Bucketize / searchsorted (Tab2DQuantileEmbeddingX)
The upstream maps each value to its quantile bin using
torch.vmap(torch.bucketize, in_dims=(0,0)). Both vmap (not traceable) and
bucketize / searchsorted (no ONNX op) are unavailable.
Replacement: broadcasting comparison. For values (b, f, s) and boundaries
(b, f, 999), compute (values.unsqueeze(-1) >= boundaries.unsqueeze(-2)).sum(-1).
This counts how many boundaries each value exceeds, which is exactly the bucket index.

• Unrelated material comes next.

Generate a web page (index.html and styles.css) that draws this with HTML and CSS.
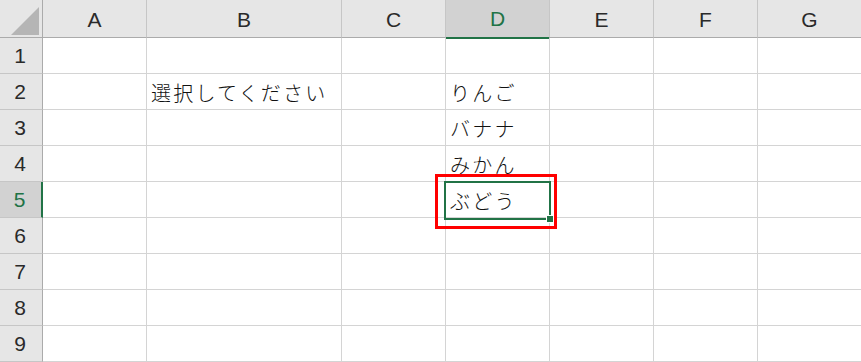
FILE: index.html
```html
<!DOCTYPE html>
<html lang="ja">
<head>
    <meta charset="UTF-8">
    <title>Sheet1</title>
    <link rel="stylesheet" href="styles.css">
</head>
<body>
    <div class="sheet">
        <div class="grid">
            <div class="corner"><span class="corner-mark"></span></div>
            <div class="col-head">A</div>
            <div class="col-head">B</div>
            <div class="col-head">C</div>
            <div class="col-head active">D</div>
            <div class="col-head">E</div>
            <div class="col-head">F</div>
            <div class="col-head">G</div>

            <div class="row-head">1</div>
            <div class="cell"></div><div class="cell"></div><div class="cell"></div><div class="cell"></div><div class="cell"></div><div class="cell"></div><div class="cell"></div>

            <div class="row-head">2</div>
            <div class="cell"></div><div class="cell">選択してください</div><div class="cell"></div><div class="cell">りんご</div><div class="cell"></div><div class="cell"></div><div class="cell"></div>

            <div class="row-head">3</div>
            <div class="cell"></div><div class="cell"></div><div class="cell"></div><div class="cell">バナナ</div><div class="cell"></div><div class="cell"></div><div class="cell"></div>

            <div class="row-head">4</div>
            <div class="cell"></div><div class="cell"></div><div class="cell"></div><div class="cell">みかん</div><div class="cell"></div><div class="cell"></div><div class="cell"></div>

            <div class="row-head active">5</div>
            <div class="cell"></div><div class="cell"></div><div class="cell"></div><div class="cell">ぶどう</div><div class="cell"></div><div class="cell"></div><div class="cell"></div>

            <div class="row-head">6</div>
            <div class="cell"></div><div class="cell"></div><div class="cell"></div><div class="cell"></div><div class="cell"></div><div class="cell"></div><div class="cell"></div>

            <div class="row-head">7</div>
            <div class="cell"></div><div class="cell"></div><div class="cell"></div><div class="cell"></div><div class="cell"></div><div class="cell"></div><div class="cell"></div>

            <div class="row-head">8</div>
            <div class="cell"></div><div class="cell"></div><div class="cell"></div><div class="cell"></div><div class="cell"></div><div class="cell"></div><div class="cell"></div>

            <div class="row-head">9</div>
            <div class="cell"></div><div class="cell"></div><div class="cell"></div><div class="cell"></div><div class="cell"></div><div class="cell"></div><div class="cell"></div>
        </div>

        <!-- active cell D5 and the highlight drawn round it -->
        <div class="selection"><span class="fill-handle"></span></div>
        <div class="highlight"></div>
    </div>
</body>
</html>
```

FILE: styles.css
```css
* {
    box-sizing: border-box;
}
body {
    margin: 0;
    background: #fff;
    overflow: hidden;
}
.sheet {
    position: relative;
    width: 861px;
    height: 362px;
    overflow: hidden;
}
.grid {
    display: grid;
    grid-template-columns: 43px 104px 195px 104px 104px 104px 104px 104px;
    grid-template-rows: 38px repeat(9, 36px);
    font-family: "Noto Sans CJK JP", sans-serif;
}
.corner {
    position: relative;
    background: #e6e6e6;
    border-right: 1px solid #ababab;
    border-bottom: 1px solid #ababab;
}
.corner-mark {
    position: absolute;
    left: 11px;
    top: 7px;
    width: 28px;
    height: 28px;
    background: #b5b5b5;
    clip-path: polygon(100% 0, 100% 100%, 0 100%);
}
.col-head {
    display: flex;
    align-items: center;
    justify-content: center;
    padding-top: 2px;
    background: #e6e6e6;
    border-right: 1px solid #c6c6c6;
    border-bottom: 1px solid #ababab;
    font-family: "Liberation Sans", Arial, sans-serif;
    font-size: 21px;
    color: #2a2a2a;
}
.col-head.active {
    background: #d2d2d2;
    color: #217346;
    border-bottom: 2px solid #217346;
    margin-bottom: -1px;
    padding-top: 1px;
}
.row-head {
    display: flex;
    align-items: center;
    justify-content: center;
    padding-right: 2px;
    background: #e6e6e6;
    border-right: 1px solid #ababab;
    border-bottom: 1px solid #c6c6c6;
    font-family: "Liberation Sans", Arial, sans-serif;
    font-size: 21px;
    color: #2a2a2a;
}
.row-head.active {
    background: #d2d2d2;
    color: #217346;
    border-right: 2px solid #217346;
}
.cell {
    display: flex;
    align-items: center;
    padding: 1px 0 0 4px;
    border-right: 1px solid #d4d4d4;
    border-bottom: 1px solid #d4d4d4;
    font-size: 20px;
    font-weight: 300;
    letter-spacing: 2.2px;
    color: #111;
    white-space: nowrap;
}
.selection {
    position: absolute;
    left: 444px;
    top: 181px;
    width: 107px;
    height: 39px;
    border: 2px solid #217346;
}
.fill-handle {
    position: absolute;
    right: -4px;
    bottom: -4px;
    width: 6px;
    height: 6px;
    background: #217346;
    outline: 1px solid #fff;
}
.highlight {
    position: absolute;
    left: 435px;
    top: 174px;
    width: 122px;
    height: 55px;
    border: 3px solid #ff0000;
}
```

O(n * 999) instead of O(n * log 999), but 999 is small and the operation is pure
element-wise ONNX ops (GreaterOrEqual, Cast, ReduceSum).
In-place masked assignment (Tab2DQuantileEmbeddingX, Tab2DEmbeddingY*)
The upstream uses x_support[padding_mask] = 9999 and y_support[padding_obs] = 0 to
set padded positions. In-place mutation through boolean indexing is not traceable.
Replacement: torch.where(mask, fill_value, x). Functionally identical, produces a new
tensor instead of mutating.
einops / einx (Tab2D, Layer, MultiheadAttention, embeddings)
The upstream uses einops.rearrange, einops.pack/unpack, einx.rearrange, and
einx.sum throughout. These are external libraries the ONNX tracer cannot see through.
Replacements:
einx.rearrange("b s f -> b s f 1", x)--x.unsqueeze(-1)einops.rearrange("b n -> b n 1", y)--y.unsqueeze(-1)einops.rearrange("b s f d -> (b f) s d", x)--x.permute(0,2,1,3).reshape(b*f, s, d)einops.rearrange("(b f) s d -> b s f d", x, b=b)--x.reshape(b, f, s, d).permute(0,2,1,3)einops.rearrange("b s f d -> (b s) f d", x)--x.reshape(b*s, f, d)einops.rearrange("b t (h d) -> b h t d", q, h=h)--q.reshape(b, t, h, d).permute(0,2,1,3)einops.pack((y, x), "b s * d")--torch.cat([y, x], dim=2)einops.unpack(q, pack_info, "b s * c")--q[:, :, 0, :](index the y slot)einx.sum("b [s] f", x)--x.sum(dim=1, keepdim=True)
Gradient checkpointing (Tab2D)
The upstream wraps each layer call in torch.utils.checkpoint.checkpoint(layer, ...)
which is a training-only optimization not compatible with tracing.
Replacement: direct call layer(support, query). The model is exported in eval mode so
checkpointing has no effect anyway.
Flash attention path (Tab2D, Layer, Padder)
The upstream has two code paths: a flash attention path (CUDA with flash_attn library)
and a CPU path using F.scaled_dot_product_attention. The flash attention path uses
flash_attn_varlen_func, unpad_input/pad_input, and a Padder class -- none of
which are ONNX-exportable.
Replacement: only the CPU path is reimplemented. F.scaled_dot_product_attention maps
cleanly to standard ONNX attention ops. The Padder class and all flash attention imports
are removed entirely.
Summary table
| Original | Replacement | Location |
|----------|-------------|----------|
| torch.quantile | sort + gather + lerp | Tab2DQuantileEmbeddingX |
| torch.vmap(torch.bucketize) | broadcast compare + sum | Tab2DQuantileEmbeddingX |
| x[mask] = val (in-place) | torch.where | embeddings |
| einops.rearrange / einx.rearrange | reshape / permute / unsqueeze | everywhere |
| einops.pack / unpack | torch.cat / indexing | Tab2D.forward |
| einx.sum | torch.sum | Tab2DQuantileEmbeddingX |
| checkpoint(layer, ...) | layer(...) | Tab2D.forward |
| Flash attention path + Padder | Removed (CPU path only) | Tab2D, Layer |
State dict keys match upstream exactly -- safetensors load without any key renaming.
License
The Mitra model weights are Apache-2.0 licensed by Amazon/AutoGluon. This conversion code is Apache-2.0 licensed.